The relation into which Erasmus now entered with the Bishop of Cambrai was one of the most agreeable that could present itself to a young scholar. It demanded of him but small services, and those of a kind most attractive to him, and yet it gave him a sense of usefulness which saved his self-respect. As a member of the Bishop's household his living was provided for, and leisure was secured for the studies toward which he was now eagerly looking forward. Once for all we have to bear in mind in studying the life of a scholar, that pure scholarship is never, and never has been, self-supporting. The only question has been how to provide for its maintenance in ways least dangerous to its integrity and least offensive to its own sense of dignity. In our day we are familiar with endowments by which the earlier stages of the scholar's life are made accessible to talent without wealth, but in its later stages scholarship is held to a pretty strict account and is expected to give a very tangible quid pro quo for all it receives.
In Erasmus' time this dependence of learning upon endowment was more frankly acknowledged, and might be indefinitely prolonged. Undoubtedly the easiest form of such dependence was the monastic. There is no doubt that Erasmus' de contemptu mundi gives a perfectly fair ideal picture of the normal monastic liberty and its suitableness for the scholar, but for him this life had also its dangers and its limitations. Next to the endowment through the monastery there was provision by private patronage. It had come to be more than ever before in Europe, the duty and the pride of all princes, lay and clerical, to devote some part of the revenue which came from their people to promoting their higher intellectual interests. Scholars were thought of as a decoration as indispensable to the well equipped princely court as was the court jester or the private religious counsellor.
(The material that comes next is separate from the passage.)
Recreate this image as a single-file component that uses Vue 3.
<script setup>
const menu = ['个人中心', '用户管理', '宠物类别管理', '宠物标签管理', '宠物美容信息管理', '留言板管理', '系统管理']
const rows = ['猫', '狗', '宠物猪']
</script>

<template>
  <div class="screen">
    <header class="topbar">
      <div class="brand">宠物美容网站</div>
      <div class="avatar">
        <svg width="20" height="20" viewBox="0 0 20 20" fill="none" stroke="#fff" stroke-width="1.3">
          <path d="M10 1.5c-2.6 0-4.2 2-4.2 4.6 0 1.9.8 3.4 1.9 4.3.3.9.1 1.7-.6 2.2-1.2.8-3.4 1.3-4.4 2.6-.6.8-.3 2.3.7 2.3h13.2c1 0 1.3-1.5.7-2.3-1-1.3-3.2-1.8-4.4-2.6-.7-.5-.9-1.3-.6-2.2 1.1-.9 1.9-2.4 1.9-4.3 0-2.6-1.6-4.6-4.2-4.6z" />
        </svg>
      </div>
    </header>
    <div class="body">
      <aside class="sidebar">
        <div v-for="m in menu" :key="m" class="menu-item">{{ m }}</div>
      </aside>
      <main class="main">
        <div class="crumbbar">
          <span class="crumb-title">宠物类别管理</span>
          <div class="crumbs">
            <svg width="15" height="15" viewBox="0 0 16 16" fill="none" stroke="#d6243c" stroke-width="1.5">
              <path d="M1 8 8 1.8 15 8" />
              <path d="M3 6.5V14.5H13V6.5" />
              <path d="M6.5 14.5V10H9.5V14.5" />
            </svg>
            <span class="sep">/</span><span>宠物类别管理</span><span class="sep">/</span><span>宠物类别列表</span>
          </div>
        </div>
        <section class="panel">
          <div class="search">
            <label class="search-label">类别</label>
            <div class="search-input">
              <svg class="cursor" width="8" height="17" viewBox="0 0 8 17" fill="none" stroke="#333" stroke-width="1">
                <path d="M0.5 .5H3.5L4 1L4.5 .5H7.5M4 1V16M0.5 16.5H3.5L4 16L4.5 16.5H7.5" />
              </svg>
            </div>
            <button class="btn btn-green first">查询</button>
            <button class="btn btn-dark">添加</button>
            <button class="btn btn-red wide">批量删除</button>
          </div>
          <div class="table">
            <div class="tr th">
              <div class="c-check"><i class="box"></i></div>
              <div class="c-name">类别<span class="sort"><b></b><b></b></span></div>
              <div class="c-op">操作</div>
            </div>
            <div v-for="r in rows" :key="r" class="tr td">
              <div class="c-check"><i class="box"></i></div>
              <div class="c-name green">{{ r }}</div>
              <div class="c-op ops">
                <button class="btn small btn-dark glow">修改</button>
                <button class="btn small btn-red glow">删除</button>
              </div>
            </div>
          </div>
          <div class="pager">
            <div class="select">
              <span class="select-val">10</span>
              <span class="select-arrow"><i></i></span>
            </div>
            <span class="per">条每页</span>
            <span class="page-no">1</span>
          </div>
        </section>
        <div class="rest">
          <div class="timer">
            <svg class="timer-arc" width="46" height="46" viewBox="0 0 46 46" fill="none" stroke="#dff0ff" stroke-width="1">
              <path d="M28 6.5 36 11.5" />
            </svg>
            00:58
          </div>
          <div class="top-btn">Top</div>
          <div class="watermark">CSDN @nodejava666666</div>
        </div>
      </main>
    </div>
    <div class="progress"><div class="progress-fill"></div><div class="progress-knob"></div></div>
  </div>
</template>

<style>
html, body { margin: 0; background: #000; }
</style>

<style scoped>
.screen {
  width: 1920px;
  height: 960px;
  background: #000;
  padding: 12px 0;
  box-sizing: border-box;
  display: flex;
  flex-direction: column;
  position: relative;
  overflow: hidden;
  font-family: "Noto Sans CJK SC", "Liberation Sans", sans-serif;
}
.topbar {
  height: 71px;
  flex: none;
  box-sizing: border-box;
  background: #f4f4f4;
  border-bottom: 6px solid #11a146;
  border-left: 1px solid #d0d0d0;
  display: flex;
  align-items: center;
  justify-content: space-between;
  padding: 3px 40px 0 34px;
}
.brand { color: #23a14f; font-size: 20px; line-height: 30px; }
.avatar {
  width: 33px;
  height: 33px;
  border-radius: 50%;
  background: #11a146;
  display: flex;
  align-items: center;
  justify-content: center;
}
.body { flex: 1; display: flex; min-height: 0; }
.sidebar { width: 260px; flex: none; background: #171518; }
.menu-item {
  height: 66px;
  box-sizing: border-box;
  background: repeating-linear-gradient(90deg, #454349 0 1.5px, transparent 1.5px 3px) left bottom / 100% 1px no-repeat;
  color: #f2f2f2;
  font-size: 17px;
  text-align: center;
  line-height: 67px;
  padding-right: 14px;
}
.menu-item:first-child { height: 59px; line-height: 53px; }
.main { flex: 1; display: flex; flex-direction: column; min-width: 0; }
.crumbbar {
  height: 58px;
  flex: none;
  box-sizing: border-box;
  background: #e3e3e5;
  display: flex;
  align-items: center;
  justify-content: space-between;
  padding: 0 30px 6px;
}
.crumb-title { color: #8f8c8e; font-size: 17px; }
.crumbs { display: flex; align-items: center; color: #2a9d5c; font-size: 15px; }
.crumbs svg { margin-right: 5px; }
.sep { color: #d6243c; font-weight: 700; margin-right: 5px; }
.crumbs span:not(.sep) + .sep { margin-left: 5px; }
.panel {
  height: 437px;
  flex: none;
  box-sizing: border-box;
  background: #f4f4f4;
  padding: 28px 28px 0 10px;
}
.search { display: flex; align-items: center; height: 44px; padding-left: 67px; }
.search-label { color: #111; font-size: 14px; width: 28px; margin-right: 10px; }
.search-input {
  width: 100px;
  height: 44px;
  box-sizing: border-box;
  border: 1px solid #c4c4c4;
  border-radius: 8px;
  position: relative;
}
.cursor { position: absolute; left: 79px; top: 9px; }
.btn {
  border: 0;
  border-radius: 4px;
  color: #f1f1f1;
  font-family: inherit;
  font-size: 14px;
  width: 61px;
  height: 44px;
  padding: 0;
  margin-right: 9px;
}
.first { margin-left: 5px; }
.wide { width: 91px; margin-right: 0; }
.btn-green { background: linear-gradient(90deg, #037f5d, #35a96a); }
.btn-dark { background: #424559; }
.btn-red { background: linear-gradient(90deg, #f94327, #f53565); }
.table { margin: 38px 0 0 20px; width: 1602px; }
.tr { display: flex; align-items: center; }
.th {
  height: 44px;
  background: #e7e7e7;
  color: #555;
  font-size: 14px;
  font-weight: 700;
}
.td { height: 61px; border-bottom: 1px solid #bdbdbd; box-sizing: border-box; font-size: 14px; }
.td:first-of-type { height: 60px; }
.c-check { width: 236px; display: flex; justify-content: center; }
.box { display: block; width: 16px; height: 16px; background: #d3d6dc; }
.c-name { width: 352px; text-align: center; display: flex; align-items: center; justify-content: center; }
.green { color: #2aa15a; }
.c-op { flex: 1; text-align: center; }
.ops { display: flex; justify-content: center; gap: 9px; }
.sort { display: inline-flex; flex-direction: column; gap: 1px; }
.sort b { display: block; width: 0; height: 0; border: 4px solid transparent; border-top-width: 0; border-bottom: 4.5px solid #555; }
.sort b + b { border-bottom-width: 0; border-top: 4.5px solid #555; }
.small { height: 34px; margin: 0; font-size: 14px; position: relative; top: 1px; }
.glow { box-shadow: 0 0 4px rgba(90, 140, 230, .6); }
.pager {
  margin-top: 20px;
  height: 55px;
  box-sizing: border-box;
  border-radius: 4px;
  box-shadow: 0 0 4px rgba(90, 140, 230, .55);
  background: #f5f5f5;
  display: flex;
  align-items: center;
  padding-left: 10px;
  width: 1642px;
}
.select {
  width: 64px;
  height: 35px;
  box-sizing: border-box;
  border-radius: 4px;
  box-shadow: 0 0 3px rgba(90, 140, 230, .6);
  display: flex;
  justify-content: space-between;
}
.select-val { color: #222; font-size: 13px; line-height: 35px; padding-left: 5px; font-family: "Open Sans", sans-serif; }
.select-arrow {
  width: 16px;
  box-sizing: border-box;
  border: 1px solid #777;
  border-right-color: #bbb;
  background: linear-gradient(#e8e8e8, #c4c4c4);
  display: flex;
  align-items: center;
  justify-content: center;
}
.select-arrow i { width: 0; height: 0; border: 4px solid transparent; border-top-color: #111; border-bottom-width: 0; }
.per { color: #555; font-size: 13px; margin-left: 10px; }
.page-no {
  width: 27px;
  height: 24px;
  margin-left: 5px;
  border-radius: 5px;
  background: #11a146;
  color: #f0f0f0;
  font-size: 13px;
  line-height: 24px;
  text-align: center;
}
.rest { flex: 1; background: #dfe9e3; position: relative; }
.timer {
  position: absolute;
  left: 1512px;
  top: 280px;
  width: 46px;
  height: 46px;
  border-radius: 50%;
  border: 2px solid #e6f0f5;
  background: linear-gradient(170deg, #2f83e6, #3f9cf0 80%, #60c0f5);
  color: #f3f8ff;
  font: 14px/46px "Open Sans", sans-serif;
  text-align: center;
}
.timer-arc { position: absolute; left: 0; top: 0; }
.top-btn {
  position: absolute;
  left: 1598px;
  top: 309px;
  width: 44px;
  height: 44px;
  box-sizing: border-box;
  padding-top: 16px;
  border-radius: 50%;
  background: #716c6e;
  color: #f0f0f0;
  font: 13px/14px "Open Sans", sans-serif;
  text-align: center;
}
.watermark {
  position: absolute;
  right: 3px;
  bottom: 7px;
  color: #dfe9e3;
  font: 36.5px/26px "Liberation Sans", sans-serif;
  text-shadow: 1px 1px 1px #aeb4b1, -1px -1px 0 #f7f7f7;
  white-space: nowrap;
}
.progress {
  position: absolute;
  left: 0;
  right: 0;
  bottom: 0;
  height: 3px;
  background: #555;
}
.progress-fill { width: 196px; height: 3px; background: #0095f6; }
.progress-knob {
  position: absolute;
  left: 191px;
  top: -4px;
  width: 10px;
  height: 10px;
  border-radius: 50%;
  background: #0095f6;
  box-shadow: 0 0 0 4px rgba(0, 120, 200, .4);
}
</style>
With the progress of a new classic culture, all public documents were taking on a higher tone and demanded a more highly trained body of scholars for their preparation. But such a position might become laborious, too mechanical and professional for men of real genius. Then there was the alternative of teaching, either privately in the employ of some rich family, or publicly at a university. In Erasmus' time we find traces of university freedom, but they were not significant of the normal condition of things. The university was a great corporation with a reputation to keep up, and compelled to preserve at least a decent uniformity in its instruction. A man of independent genius could hardly have found himself entirely at his ease there, even if he were able to win one of the endowments by which to live. We shall see that Erasmus was not attracted by the university career, and only resorted to the method of private tutoring when other resources failed.
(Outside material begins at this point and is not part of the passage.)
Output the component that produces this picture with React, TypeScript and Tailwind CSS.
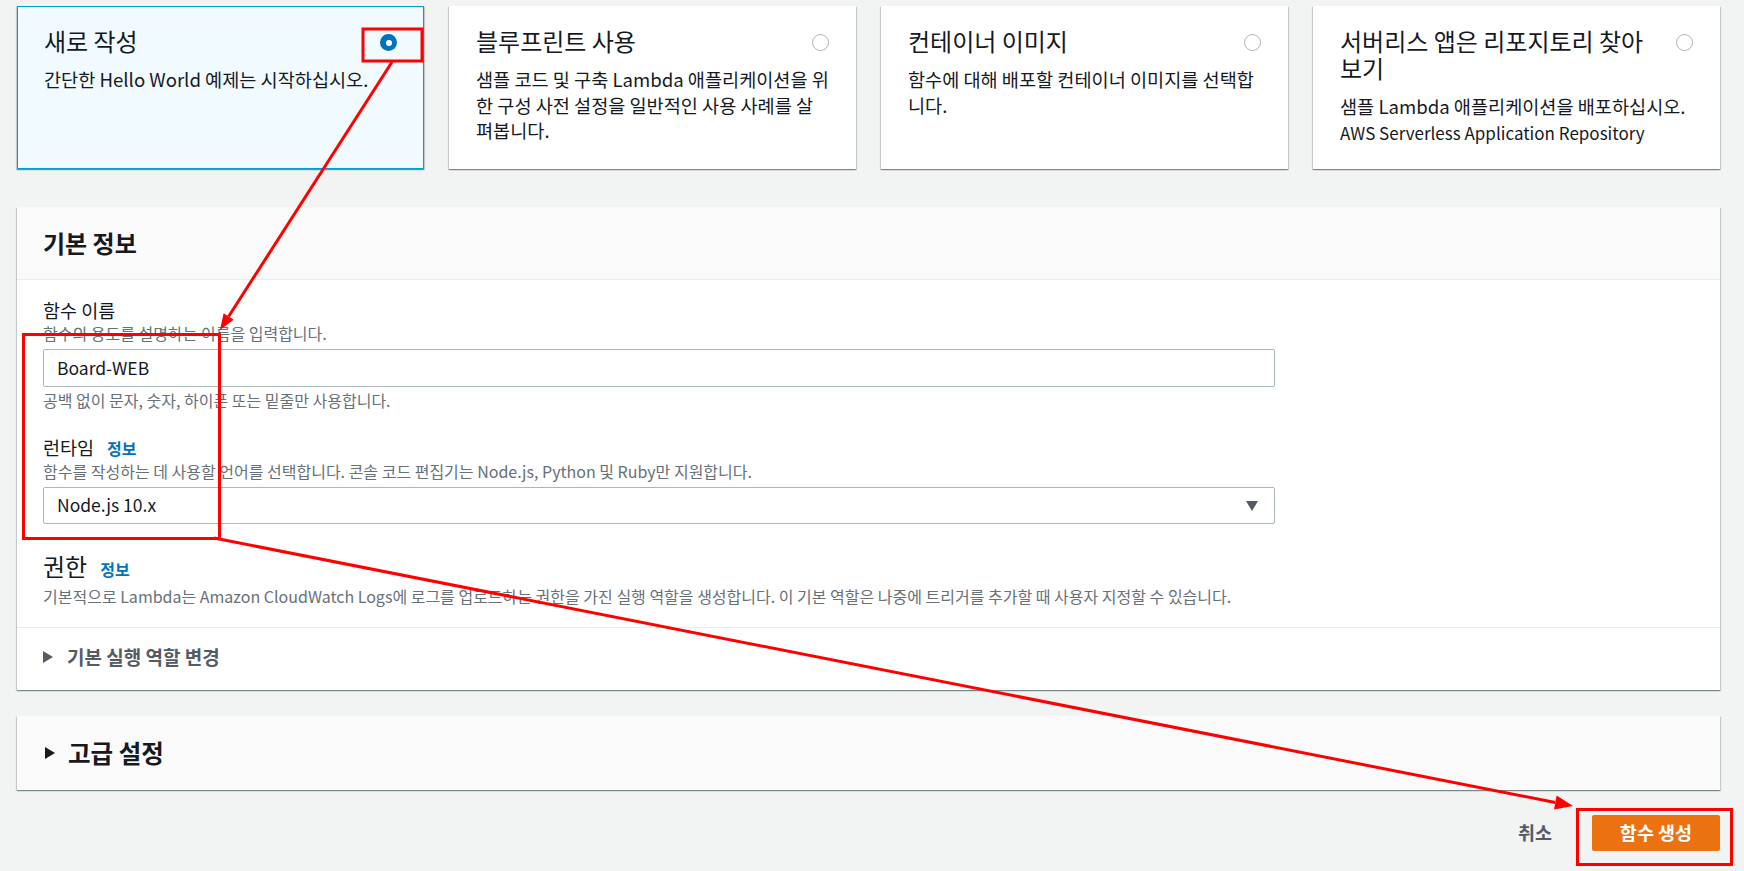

Another form of endowment of scholarship was through the application of church foundations to this purpose. Of course this was in a sense a perversion of trusts, but there were many excuses for it. For one thing, the ends of religion and of education have always, under Christianity, been largely identified. Even in our own country, and down to the present moment, endowments for education have been almost primarily thought of as made in the service of religion. The prime function of Christian scholarship has been the maintenance of the religious tradition. So that, when a man was given a "living" out of church funds, it was felt that he might properly make use of this income to carry on his personal studies. Especially if, as a result of those studies, he produced works of religious edification, the purpose of the endowment was not thought to be violated. Furthermore, if with this endowment there were connected distinct duties involving the "cure of souls," no one was shocked if the scholarly holder of the "living" hired a lesser talent with a small percentage of the income to perform these duties, while he himself devoted his leisure to the higher studies for which he was fitted. Such a living may fairly be compared to a university scholarship in our day—as in fact the majority of our American scholarships will be found to have a religious origin.
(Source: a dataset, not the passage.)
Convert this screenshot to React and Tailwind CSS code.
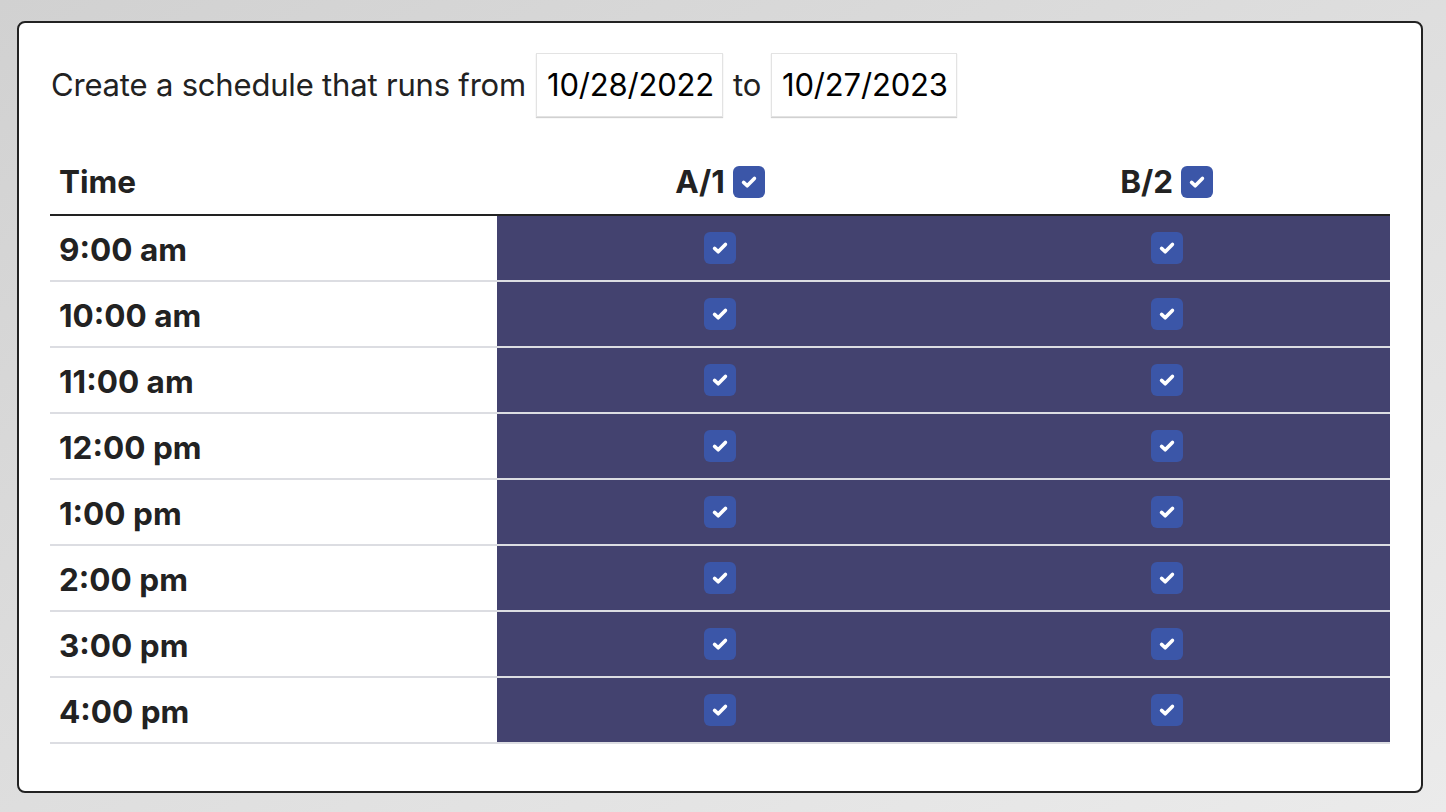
import React from 'react';

const times = ['9:00 am', '10:00 am', '11:00 am', '12:00 pm', '1:00 pm', '2:00 pm', '3:00 pm', '4:00 pm'];

const CheckBox = () => (
    <span className="inline-flex items-center justify-center w-[32px] h-[32px] rounded-[6px] bg-[#3b56a8]">
        <svg width="24" height="24" viewBox="0 0 16 16" fill="none">
            <path d="M4.4 8.3 L6.8 10.5 L11.6 5.6" stroke="white" strokeWidth="2.4" strokeLinecap="round" strokeLinejoin="round" />
        </svg>
    </span>
);

const DateBox = ({ value }) => (
    <div className="h-[64px] pl-[10px] pr-[8px] flex items-center border border-[#e3e3e3] shadow-[0_1px_1px_rgba(0,0,0,0.18)] text-black">
        {value}
    </div>
);

export default function App() {
    return (
        <div className="min-h-screen w-full bg-gradient-to-br from-[#d1d1d1] to-[#ebebeb] pt-[21px] pl-[17px] font-['Inter','Liberation_Sans',sans-serif]">
            <div className="w-[1406px] h-[772px] bg-white border-2 border-[#222] rounded-[8px] pt-[30px] px-[31px]">
                {/* date range */}
                <div className="flex items-center gap-[10px] text-[31px] tracking-[-0.006em] text-[#222] pl-[1px]">
                    <span>Create a schedule that runs from</span>
                    <DateBox value="10/28/2022" />
                    <span>to</span>
                    <DateBox value="10/27/2023" />
                </div>

                {/* schedule table */}
                <div className="mt-[32px] w-[1340px] text-[31.5px] font-bold text-[#222]">
                    <div className="grid grid-cols-3 h-[67px] border-b-2 border-[#222] items-center">
                        <div className="pl-[9px]">Time</div>
                        <div className="flex items-center justify-center gap-[8px]">
                            <span>A/1</span>
                            <CheckBox />
                        </div>
                        <div className="flex items-center justify-center gap-[8px]">
                            <span>B/2</span>
                            <CheckBox />
                        </div>
                    </div>
                    {times.map(t => (
                        <div key={t} className="grid grid-cols-3 h-[66px] border-b-2 border-[#dcdde2]">
                            <div className="pl-[9px] pt-[3px] flex items-center">{t}</div>
                            <div className="bg-[#43426f] flex items-center justify-center">
                                <CheckBox />
                            </div>
                            <div className="bg-[#43426f] flex items-center justify-center">
                                <CheckBox />
                            </div>
                        </div>
                    ))}
                </div>
            </div>
        </div>
    );
}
It must have required an unusual sense of the fitness of things for a man of Erasmus' time to decline so easy and so honourable a means of subsistence. What his own real views on the subject were we shall have occasion to see later when the temptation comes to him. Enough to say here that, at least so far as the cure of souls was concerned, it seemed to him, in his better moments, a scandal that the man who did the work of a "living" should not receive at least a large part of its emoluments. Doubtless, also, the sense of confinement, always an unbearable one to Erasmus, had its part in making a church benefice unacceptable to him. Another consideration no doubt had its weight. The mediæval scholar had served the cause of religion by agreeing in every detail with its traditions as the organised church handed them to him. The scholar of the Renaissance, though he might be equally devoted to the religious system, thought of his learning as something having an independent right to existence, and might well hesitate to commit himself to such obligations toward the traditional views of religion as were implied in the holding of a clerical office.
Distinctly the most agreeable form of support for the scholar of the early Renaissance was a regular pension from some rich patron. He had no need to feel himself humbled by this relation, for he could always fall back on the pleasant reflection that he was giving back to his patron in honour quite as much as he received from him in money. In fact, this was the very essence of such patronage. The relation was quite different from that of the public official, clerk, secretary, or what not, hired to perform a definite kind of service. It was a relation of honour, not to be reduced to commercial terms. The money given was not paid for the scholar's services; it was given to secure him the leisure needed for the proper pursuit of his own scholarly aims. It bound him only to diligence in pure scholarship, not to a servile flattery of his patron, nor to any direct furtherance of the patron's ends.